_What is expected_. Skip any picture you find and retype all the remaining lines exactly.

_Data rows_.

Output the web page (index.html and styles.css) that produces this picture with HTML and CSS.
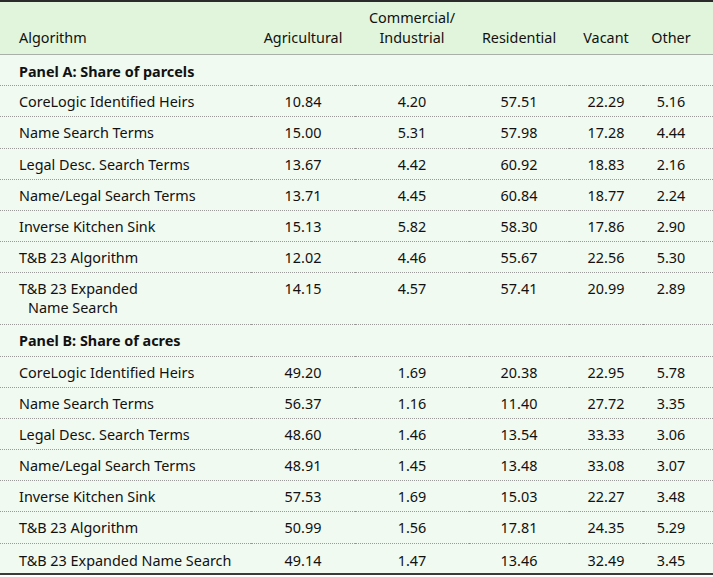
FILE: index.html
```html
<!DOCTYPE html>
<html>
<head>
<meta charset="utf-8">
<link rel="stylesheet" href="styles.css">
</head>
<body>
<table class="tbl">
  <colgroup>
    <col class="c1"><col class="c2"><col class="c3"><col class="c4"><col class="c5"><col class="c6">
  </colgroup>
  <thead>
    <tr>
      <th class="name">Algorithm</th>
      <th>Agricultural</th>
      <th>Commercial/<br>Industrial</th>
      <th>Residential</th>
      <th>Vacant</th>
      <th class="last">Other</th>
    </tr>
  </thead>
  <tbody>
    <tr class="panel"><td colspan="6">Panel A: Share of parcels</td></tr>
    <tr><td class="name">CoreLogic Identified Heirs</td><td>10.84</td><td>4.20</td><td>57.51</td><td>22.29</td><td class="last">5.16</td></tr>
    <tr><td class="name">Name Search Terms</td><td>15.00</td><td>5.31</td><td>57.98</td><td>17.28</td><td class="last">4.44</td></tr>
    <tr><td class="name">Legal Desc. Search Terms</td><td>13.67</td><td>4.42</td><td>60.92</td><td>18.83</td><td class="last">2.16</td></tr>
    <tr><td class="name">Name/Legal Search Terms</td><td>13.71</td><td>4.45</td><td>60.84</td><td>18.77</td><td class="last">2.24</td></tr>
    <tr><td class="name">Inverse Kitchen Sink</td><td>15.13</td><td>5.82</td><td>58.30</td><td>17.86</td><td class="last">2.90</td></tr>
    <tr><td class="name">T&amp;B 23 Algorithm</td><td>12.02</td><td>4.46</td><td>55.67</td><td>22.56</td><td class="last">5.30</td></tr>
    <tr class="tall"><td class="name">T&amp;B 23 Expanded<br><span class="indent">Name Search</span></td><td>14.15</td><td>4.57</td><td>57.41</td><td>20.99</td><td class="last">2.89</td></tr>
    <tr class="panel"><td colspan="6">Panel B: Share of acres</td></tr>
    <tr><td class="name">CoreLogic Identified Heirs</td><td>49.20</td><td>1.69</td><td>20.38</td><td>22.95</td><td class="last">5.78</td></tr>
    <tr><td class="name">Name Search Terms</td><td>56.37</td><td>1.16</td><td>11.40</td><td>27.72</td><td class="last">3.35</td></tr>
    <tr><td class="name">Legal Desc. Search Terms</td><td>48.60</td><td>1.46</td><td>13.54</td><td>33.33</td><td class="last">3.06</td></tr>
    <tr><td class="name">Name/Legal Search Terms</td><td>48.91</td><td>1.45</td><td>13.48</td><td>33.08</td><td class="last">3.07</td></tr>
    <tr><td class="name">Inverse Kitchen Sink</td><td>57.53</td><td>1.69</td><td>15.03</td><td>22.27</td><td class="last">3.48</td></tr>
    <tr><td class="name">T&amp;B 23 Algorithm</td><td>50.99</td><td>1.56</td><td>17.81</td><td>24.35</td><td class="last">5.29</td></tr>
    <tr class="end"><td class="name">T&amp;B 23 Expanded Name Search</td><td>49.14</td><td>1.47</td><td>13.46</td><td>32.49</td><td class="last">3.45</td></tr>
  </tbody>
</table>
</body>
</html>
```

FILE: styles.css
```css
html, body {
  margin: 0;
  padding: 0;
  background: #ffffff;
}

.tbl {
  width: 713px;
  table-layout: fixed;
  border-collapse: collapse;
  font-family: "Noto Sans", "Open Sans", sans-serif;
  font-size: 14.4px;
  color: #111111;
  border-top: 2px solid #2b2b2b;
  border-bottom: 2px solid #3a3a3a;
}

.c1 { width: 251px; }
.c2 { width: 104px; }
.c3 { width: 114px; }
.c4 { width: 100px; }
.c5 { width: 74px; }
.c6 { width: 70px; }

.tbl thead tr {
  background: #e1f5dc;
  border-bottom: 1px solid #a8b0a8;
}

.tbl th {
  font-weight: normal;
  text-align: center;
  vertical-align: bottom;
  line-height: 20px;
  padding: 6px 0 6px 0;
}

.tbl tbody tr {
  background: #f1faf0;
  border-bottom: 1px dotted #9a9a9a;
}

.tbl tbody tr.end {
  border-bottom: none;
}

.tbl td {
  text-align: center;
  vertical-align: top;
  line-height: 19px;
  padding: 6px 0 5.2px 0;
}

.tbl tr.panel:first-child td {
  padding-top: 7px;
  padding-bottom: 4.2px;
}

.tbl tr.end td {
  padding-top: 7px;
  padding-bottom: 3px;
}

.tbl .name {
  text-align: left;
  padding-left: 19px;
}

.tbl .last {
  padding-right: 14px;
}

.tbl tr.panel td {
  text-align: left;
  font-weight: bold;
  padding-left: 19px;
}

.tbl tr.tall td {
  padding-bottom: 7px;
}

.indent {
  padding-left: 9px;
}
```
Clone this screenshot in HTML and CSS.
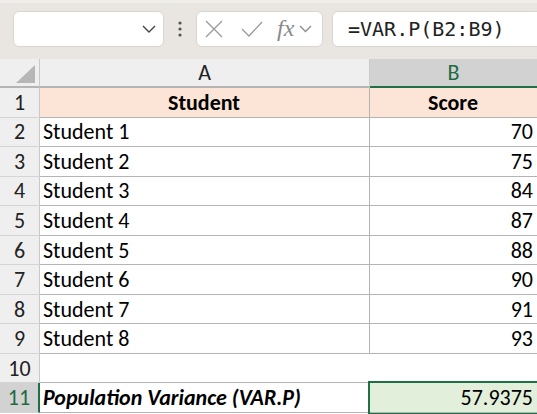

_The response_.
Output the web page (index.html and styles.css) that produces this picture with HTML and CSS.
FILE: index.html
```html
<!DOCTYPE html>
<html>
<head>
<meta charset="utf-8">
<link rel="stylesheet" href="styles.css">
</head>
<body>
<table class="tbl">
  <colgroup>
    <col class="c1"><col class="c2"><col class="c3"><col class="c4"><col class="c5"><col class="c6">
  </colgroup>
  <thead>
    <tr>
      <th class="name">Algorithm</th>
      <th>Agricultural</th>
      <th>Commercial/<br>Industrial</th>
      <th>Residential</th>
      <th>Vacant</th>
      <th class="last">Other</th>
    </tr>
  </thead>
  <tbody>
    <tr class="panel"><td colspan="6">Panel A: Share of parcels</td></tr>
    <tr><td class="name">CoreLogic Identified Heirs</td><td>10.84</td><td>4.20</td><td>57.51</td><td>22.29</td><td class="last">5.16</td></tr>
    <tr><td class="name">Name Search Terms</td><td>15.00</td><td>5.31</td><td>57.98</td><td>17.28</td><td class="last">4.44</td></tr>
    <tr><td class="name">Legal Desc. Search Terms</td><td>13.67</td><td>4.42</td><td>60.92</td><td>18.83</td><td class="last">2.16</td></tr>
    <tr><td class="name">Name/Legal Search Terms</td><td>13.71</td><td>4.45</td><td>60.84</td><td>18.77</td><td class="last">2.24</td></tr>
    <tr><td class="name">Inverse Kitchen Sink</td><td>15.13</td><td>5.82</td><td>58.30</td><td>17.86</td><td class="last">2.90</td></tr>
    <tr><td class="name">T&amp;B 23 Algorithm</td><td>12.02</td><td>4.46</td><td>55.67</td><td>22.56</td><td class="last">5.30</td></tr>
    <tr class="tall"><td class="name">T&amp;B 23 Expanded<br><span class="indent">Name Search</span></td><td>14.15</td><td>4.57</td><td>57.41</td><td>20.99</td><td class="last">2.89</td></tr>
    <tr class="panel"><td colspan="6">Panel B: Share of acres</td></tr>
    <tr><td class="name">CoreLogic Identified Heirs</td><td>49.20</td><td>1.69</td><td>20.38</td><td>22.95</td><td class="last">5.78</td></tr>
    <tr><td class="name">Name Search Terms</td><td>56.37</td><td>1.16</td><td>11.40</td><td>27.72</td><td class="last">3.35</td></tr>
    <tr><td class="name">Legal Desc. Search Terms</td><td>48.60</td><td>1.46</td><td>13.54</td><td>33.33</td><td class="last">3.06</td></tr>
    <tr><td class="name">Name/Legal Search Terms</td><td>48.91</td><td>1.45</td><td>13.48</td><td>33.08</td><td class="last">3.07</td></tr>
    <tr><td class="name">Inverse Kitchen Sink</td><td>57.53</td><td>1.69</td><td>15.03</td><td>22.27</td><td class="last">3.48</td></tr>
    <tr><td class="name">T&amp;B 23 Algorithm</td><td>50.99</td><td>1.56</td><td>17.81</td><td>24.35</td><td class="last">5.29</td></tr>
    <tr class="end"><td class="name">T&amp;B 23 Expanded Name Search</td><td>49.14</td><td>1.47</td><td>13.46</td><td>32.49</td><td class="last">3.45</td></tr>
  </tbody>
</table>
</body>
</html>
```

FILE: styles.css
```css
html, body {
  margin: 0;
  padding: 0;
  background: #ffffff;
}

.tbl {
  width: 713px;
  table-layout: fixed;
  border-collapse: collapse;
  font-family: "Noto Sans", "Open Sans", sans-serif;
  font-size: 14.4px;
  color: #111111;
  border-top: 2px solid #2b2b2b;
  border-bottom: 2px solid #3a3a3a;
}

.c1 { width: 251px; }
.c2 { width: 104px; }
.c3 { width: 114px; }
.c4 { width: 100px; }
.c5 { width: 74px; }
.c6 { width: 70px; }

.tbl thead tr {
  background: #e1f5dc;
  border-bottom: 1px solid #a8b0a8;
}

.tbl th {
  font-weight: normal;
  text-align: center;
  vertical-align: bottom;
  line-height: 20px;
  padding: 6px 0 6px 0;
}

.tbl tbody tr {
  background: #f1faf0;
  border-bottom: 1px dotted #9a9a9a;
}

.tbl tbody tr.end {
  border-bottom: none;
}

.tbl td {
  text-align: center;
  vertical-align: top;
  line-height: 19px;
  padding: 6px 0 5.2px 0;
}

.tbl tr.panel:first-child td {
  padding-top: 7px;
  padding-bottom: 4.2px;
}

.tbl tr.end td {
  padding-top: 7px;
  padding-bottom: 3px;
}

.tbl .name {
  text-align: left;
  padding-left: 19px;
}

.tbl .last {
  padding-right: 14px;
}

.tbl tr.panel td {
  text-align: left;
  font-weight: bold;
  padding-left: 19px;
}

.tbl tr.tall td {
  padding-bottom: 7px;
}

.indent {
  padding-left: 9px;
}
```
Clone this screenshot in HTML and CSS.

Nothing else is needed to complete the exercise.